I'm one of those people people count on. It's very awkward, I have to tell you, and I'm eyeing the exit the whole time. Don't ask me how I manage to stick around for the most part, because I don't exactly know.

Just don't ask me to buy any houses or have any babies. Maybe someone can do that while I'm not looking.

Bright and shiny

I am a terrible multi-tasker. I mean by that that I am both prolific in my multi-tasking and that it ultimately has less than helpful outcomes. Oh, I love the stimulus of working on two or three things at the same time, and it caters to my squirrel-like attention span. It makes my brain purr. And yet - it doesn't serve me all that well. It breaks up my already so fragmented attention, and the quick switches mean that I will forget what I am doing half a dozen times a day. It means that I am doing two or three (sometimes four!) things in more time than it would take to do them sequentially (since I'm always having to track back to where I was). It means I do all of them worse.

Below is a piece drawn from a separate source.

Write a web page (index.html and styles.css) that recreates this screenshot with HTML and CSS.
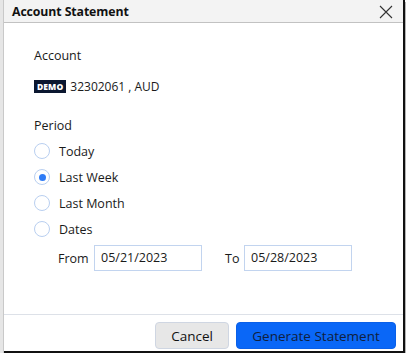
FILE: index.html
```html
<!DOCTYPE html>
<html>
<head>
<meta charset="utf-8">
<link rel="stylesheet" href="styles.css">
</head>
<body>
<div class="frame">
  <div class="edge"></div>
  <div class="dialog">
    <div class="titlebar">
      <span class="title">Account Statement</span>
      <svg class="close" width="14" height="14" viewBox="0 0 14 14"><path d="M1 1L13 13M13 1L1 13" stroke="#333" stroke-width="1.1" fill="none"/></svg>
    </div>
    <div class="content">
      <div class="label">Account</div>
      <div class="account"><span class="badge">DEMO</span><span class="acct">32302061 , AUD</span></div>
      <div class="label period">Period</div>
      <div class="radios">
        <label class="radio"><span class="dot"></span>Today</label>
        <label class="radio"><span class="dot on"></span>Last Week</label>
        <label class="radio"><span class="dot"></span>Last Month</label>
        <label class="radio"><span class="dot"></span>Dates</label>
      </div>
      <div class="dates">
        <span class="dl">From</span><div class="input">05/21/2023</div>
        <span class="dl to">To</span><div class="input">05/28/2023</div>
      </div>
    </div>
    <div class="footer">
      <button class="btn cancel">Cancel</button>
      <button class="btn primary">Generate Statement</button>
    </div>
  </div>
</div>
</body>
</html>
```
FILE: styles.css
```css
html, body { margin: 0; padding: 0; background: #fff; }
body { font-family: "Open Sans", "Noto Sans", sans-serif; color: #1a1a1a; }
.frame { display: flex; width: 405px; height: 353px; box-shadow: 1px 2px 0 #b5b5b5; }
.edge { width: 3px; background: #e6e6e6; border-right: 1px solid #c9c9c9; flex: none; }
.dialog { flex: 1; display: flex; flex-direction: column; background: #fff; border-right: 2px solid #111; border-bottom: 2px solid #111; }
.titlebar { height: 22px; background: #f3f3f3; border-bottom: 1px solid #c2c2c2; display: flex; align-items: center; justify-content: space-between; padding: 0 10px 0 8px; flex: none; }
.title { font-weight: 700; font-size: 12.3px; color: #111; letter-spacing: -0.1px; }
.close { display: block; margin-top: 1px; }
.content { flex: 1; padding: 23px 0 0 30px; font-size: 12.5px; }
.label { height: 20px; line-height: 20px; }
.account { display: flex; align-items: center; gap: 4px; margin-top: 13px; height: 14px; }
.acct { font-size: 12px; }
.badge { background: #0b1730; color: #fff; font-size: 8.5px; font-weight: 800; padding: 0 3px; height: 13px; line-height: 13px; letter-spacing: 0.1px; }
.period { margin-top: 23px; }
.radios { display: flex; flex-direction: column; margin-top: 2px; }
.radio { display: flex; align-items: center; height: 26px; gap: 9px; }
.dot { width: 14px; height: 14px; border: 1px solid #b9cff0; border-radius: 50%; box-sizing: content-box; display: flex; align-items: center; justify-content: center; }
.dot.on::after { content: ""; width: 7px; height: 7px; border-radius: 50%; background: #2f7cf6; }
.dates { display: flex; align-items: center; margin-top: 3px; padding-left: 24px; }
.dl { width: 36px; }
.dl.to { width: 19px; margin-left: 23px; }
.input { width: 100px; height: 24px; line-height: 24px; border: 1px solid #c2d4ef; padding-left: 6px; background: #fff; }
.footer { height: 37px; flex: none; border-top: 1px solid #dde1e8; display: flex; justify-content: flex-end; align-items: flex-start; gap: 7px; padding: 7px 7px 0 0; box-sizing: border-box; }
.btn { font-family: "Open Sans", "Noto Sans", sans-serif; font-size: 13.5px; height: 27px; border-radius: 4px; padding: 0; }
.cancel { width: 74px; background: #e7e7e7; border: 1px solid #cfd6e2; color: #111; }
.primary { width: 160px; background: #0a67f7; border: 1px solid #0a60e8; color: #10203c; }
```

The saddest, most desperate victim of my multi-tasking is my memory. My natural muddle* gets amplified like a whisper in one of those acoustic shell speakers - those things are amazing - and I completely lose track of the bigger picture. Then, when I'm done, I'm like a sleepwalker waking up in an unfamiliar street. How did I get here? What did I do? This wasn't how I'd planned it.

Rise & shine…

Why? Because what I enjoy most of all is losing myself completely in a single thing - a more concentrated forgetting of self in learning and remembering something new.**

*Whenever I say muddle, I think of E.M. Forster's Maurice and his existential confusion, his difficult trip to the truth. That is exactly what I mean.
**By the way, Internet, just to let you know, this whole blog is a sort of conversation with myself. You're welcome to sit in, but it's not all that exciting. Being public just makes me think differently, like dressing up for work, you know? And I like the vague possibility of feedback.